### TASK DESCRIPTION
Quote from the first line below through the line that contains "Minus, Pin, X", both included, and leave the pictures out.

### SOURCE MATERIAL
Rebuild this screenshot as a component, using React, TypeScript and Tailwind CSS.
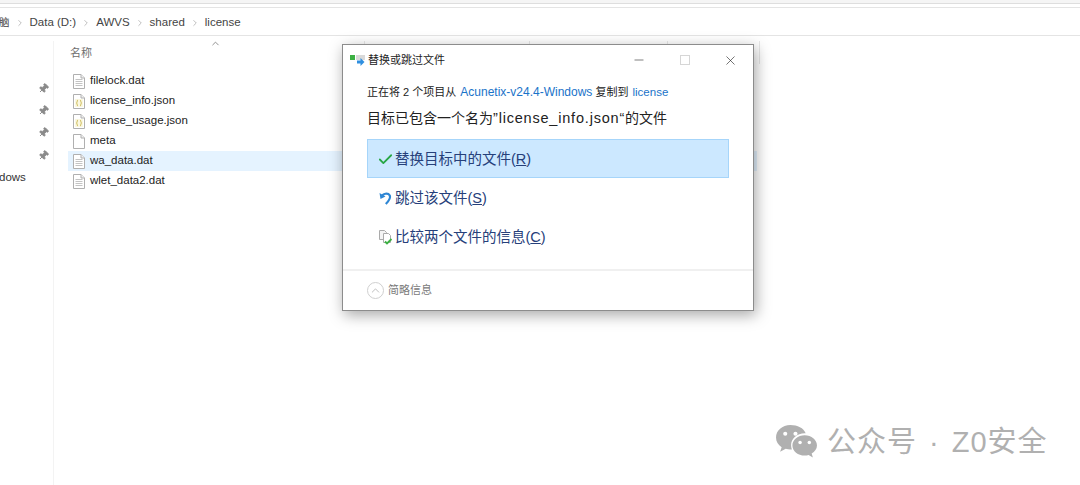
import { Check, ChevronRight, ChevronUp, Minus, Pin, X } from "lucide-react";

const files = [
  { name: "filelock.dat", kind: "text" },
  { name: "license_info.json", kind: "json" },
  { name: "license_usage.json", kind: "json" },
  { name: "meta", kind: "blank" },
  { name: "wa_data.dat", kind: "text", selected: true },
  { name: "wlet_data2.dat", kind: "text" },
];

const crumbs = ["脑", "Data (D:)", "AWVS", "shared", "license"];

function FileIcon({ kind }: { kind: string }) {
  return (
    <svg width="12" height="15" viewBox="0 0 12 15" className="shrink-0">
      <path d="M.5.500h7.500l3.500 3.500v10.500h-11z" fill="#fff" stroke="#b0b0b0" />
      <path d="M8 .500v3.500h3.500" fill="#f0f0f0" stroke="#b0b0b0" />
      {kind === "text" && <path d="M2.500 5.500h7M2.500 7.500h7M2.500 9.500h7M2.500 11.500h7" stroke="#c4c4c4" />}
      {kind === "json" && (
        <>
          <rect x="2" y="5" width="8" height="8" fill="#fbf8e0" />
          <path d="M5 6c-1.300 0-.4 3-1.500 3 1.100 0 .2 3 1.500 3M7 6c1.300 0 .4 3 1.500 3-1.100 0-.2 3-1.500 3" fill="none" stroke="#c9b64e" />
        </>
      )}
    </svg>
  );
}

function Choice({ icon, label, hot, active }: { icon: React.ReactNode; label: string; hot: string; active?: boolean }) {
  return (
    <div className={`flex h-[39px] items-center border pl-[8px] pt-[2px] ${active ? "border-[#a6d5fa] bg-[#cce8ff]" : "border-transparent"}`}>
      <span className="flex w-[19px] shrink-0 justify-center">{icon}</span>
      <span className="text-[14.500px] text-[#26407a]">
        {label}(<span className="underline">{hot}</span>)
      </span>
    </div>
  );
}

export default function App() {
  return (
    <div className="relative h-[485px] w-[1080px] overflow-hidden bg-white font-['Liberation_Sans','Noto_Sans_CJK_SC',sans-serif] text-[#1a1a1a]">
      <div className="h-[4px] border-b border-[#dedede] bg-[#f5f5f5]" />
      <div className="mt-[3px] flex h-[29px] items-center gap-[5px] border-y border-[#e4e4e4] pt-[2px] text-[11.500px] text-[#444]">
        {crumbs.map((c, i) => (
          <span key={c} className="flex items-center gap-[5px]">
            <span className={i === 0 ? "-ml-[1px] text-[10.500px]" : ""}>{c}</span>
            {i < crumbs.length - 1 && <ChevronRight size={10} strokeWidth={1.500} className="text-[#999]" />}
          </span>
        ))}
      </div>

      <div className="flex h-[449px]">
        <aside className="mt-[5px] flex w-[54px] shrink-0 flex-col border-r border-[#f3f3f3] pt-[36px]">
          {[0, 1, 2, 3].map((n) => (
            <div key={n} className="flex h-[22.300px] items-center justify-end pr-[4px]">
              <Pin size={11} className="rotate-45 fill-[#8a8a8a] text-[#8a8a8a]" />
            </div>
          ))}
          <span className="-ml-[1px] mt-[2px] text-[11.500px] leading-[18px] text-[#333]">dows</span>
        </aside>

        <main className="relative flex-1 pt-[5px]">
          <ChevronUp size={11} className="absolute left-[156px] top-[2px] text-[#888]" />
          <div className="flex h-[23px] text-[11px] leading-[24px] text-[#6d6d6d]">
            <div className="w-[311px] border-r border-[#e8e8e8] pl-[16px]">名称</div>
            <div className="w-[165px] border-r border-[#e8e8e8]" />
            <div className="w-[138px] border-r border-[#e8e8e8]" />
            <div className="w-[92px] border-r border-[#e8e8e8]" />
          </div>
          <ul className="mt-[7px]">
            {files.map((f) => (
              <li
                key={f.name}
                className={`ml-[14px] flex h-[20px] items-center gap-[5px] pl-[5px] text-[11.500px] text-[#222] ${f.selected ? "w-[689px] bg-[#e5f3ff]" : ""}`}
              >
                <FileIcon kind={f.kind} />
                {f.name}
              </li>
            ))}
          </ul>
        </main>
      </div>

      <section className="absolute left-[342px] top-[44px] flex h-[267px] w-[412px] flex-col border border-[#8c8c8c] bg-white shadow-[2px_4px_14px_rgba(0,0,0,0.35)]">
        <header className="flex h-[29px] items-center pl-[7px] pt-[1px] text-[11px] text-[#222]">
          <svg width="16" height="12" viewBox="0 0 16 12" className="mr-[2px]">
            <rect x="0" y="1" width="5" height="5" fill="#3cb043" />
            <rect x="6" y="1" width="9" height="5" fill="#d9d9d9" />
            <path d="M7 6.500h3.500V4l4 4-4 4V9.500H7z" fill="#2f8fe0" />
          </svg>
          <span>替换或跳过文件</span>
          <span className="ml-auto flex items-center">
            <Minus size={14} strokeWidth={1} className="mr-[34px]" />
            <span className="mr-[33px] h-[10px] w-[10px] border border-[#d6d6d6]" />
            <X size={15} strokeWidth={1} className="mr-[15px]" />
          </span>
        </header>
        <div className="flex flex-1 flex-col px-[24px] pt-[10px]">
          <p className="text-[11px] leading-[16px] text-[#222]">
            正在将 2 个项目从 <span className="ml-[1px] text-[12px] text-[#1a73c9]">Acunetix-v24.4-Windows</span> 复制到{" "}
            <span className="ml-[1px] text-[11.500px] text-[#1a73c9]">license</span>
          </p>
          <p className="mt-[8px] text-[14px] leading-[20px] text-[#222]">
            目标已包含一个名为<span className="text-[14.500px] tracking-[0.8px]">”license_info.json“</span>的文件
          </p>
          <div className="mt-[11px] flex flex-col">
            <Choice active icon={<Check size={17} strokeWidth={2.500} className="text-[#28a745]" />} label="替换目标中的文件" hot="R" />
            <Choice
              icon={
                <svg width="14" height="15" viewBox="0 0 14 15" fill="none">
                  <path d="M3 5.500C3.500 2.500 9 1.500 10.800 4.500c1 2.500-1 5.500-4 8.500" stroke="#2e86d4" strokeWidth="2.200" />
                  <path d="M.5 2l1 6 5-2.500z" fill="#2e86d4" />
                </svg>
              }
              label="跳过该文件"
              hot="S"
            />
            <Choice
              icon={
                <svg width="14" height="15" viewBox="0 0 14 15" fill="none">
                  <path d="M.5.500h5l2 2v7h-7z" fill="#f4f4f4" stroke="#aaa" />
                  <path d="M4.500 3.500h5l2 2v7h-7z" fill="#fff" stroke="#aaa" />
                  <path d="M6 11.500l2 2 4.500-4.500" stroke="#3cb043" strokeWidth="1.800" />
                </svg>
              }
              label="比较两个文件的信息"
              hot="C"
            />
          </div>
        </div>
        <footer className="flex h-[41px] items-center gap-[4px] border-t-2 border-[#f0f0f0] pl-[24px] text-[11px] text-[#7a7a7a]">
          <span className="flex h-[17px] w-[17px] items-center justify-center rounded-full border border-[#d0d0d0]">
            <ChevronUp size={13} strokeWidth={1} className="text-[#888]" />
          </span>
          简略信息
        </footer>
      </section>

      <div className="absolute left-[775px] top-[423px] flex items-center gap-[9px] text-[29px] leading-[36px] tracking-[1px] text-[#b0b0b0]">
        <svg width="43" height="35" viewBox="0 0 42 34" preserveAspectRatio="none">
          <path d="M15 1C7 1 1 6.500 1 13c0 4 2 7 5.500 9.500L5 27l5.500-3c1.500.4 3 .7 4.500.7h1.500c-.5-1.400-.8-2.800-.8-4.200 0-6.500 6-11.500 13.300-11.500h1C28 4 22 1 15 1z" fill="#b0b0b0" />
          <path d="M29 11c-6.500 0-12 4.300-12 9.800s5.500 9.800 12 9.800c1.300 0 2.600-.2 3.800-.6l4.200 2.500-1.200-3.800c3-1.900 5.200-4.700 5.200-7.900C41 15.300 35.500 11 29 11z" fill="#b0b0b0" />
          <circle cx="10" cy="9.500" r="2" fill="#fff" />
          <circle cx="20" cy="9.500" r="2" fill="#fff" />
          <circle cx="24.500" cy="18" r="1.700" fill="#fff" />
          <circle cx="33.500" cy="18" r="1.700" fill="#fff" />
        </svg>
        <span className="pt-[1px]">
          公众号<span className="mx-[12px]">·</span>Z0安全
        </span>
      </div>
    </div>
  );
}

### FULL SOLUTION
Rebuild this screenshot as a component, using React, TypeScript and Tailwind CSS.
import { Check, ChevronRight, ChevronUp, Minus, Pin, X } from "lucide-react";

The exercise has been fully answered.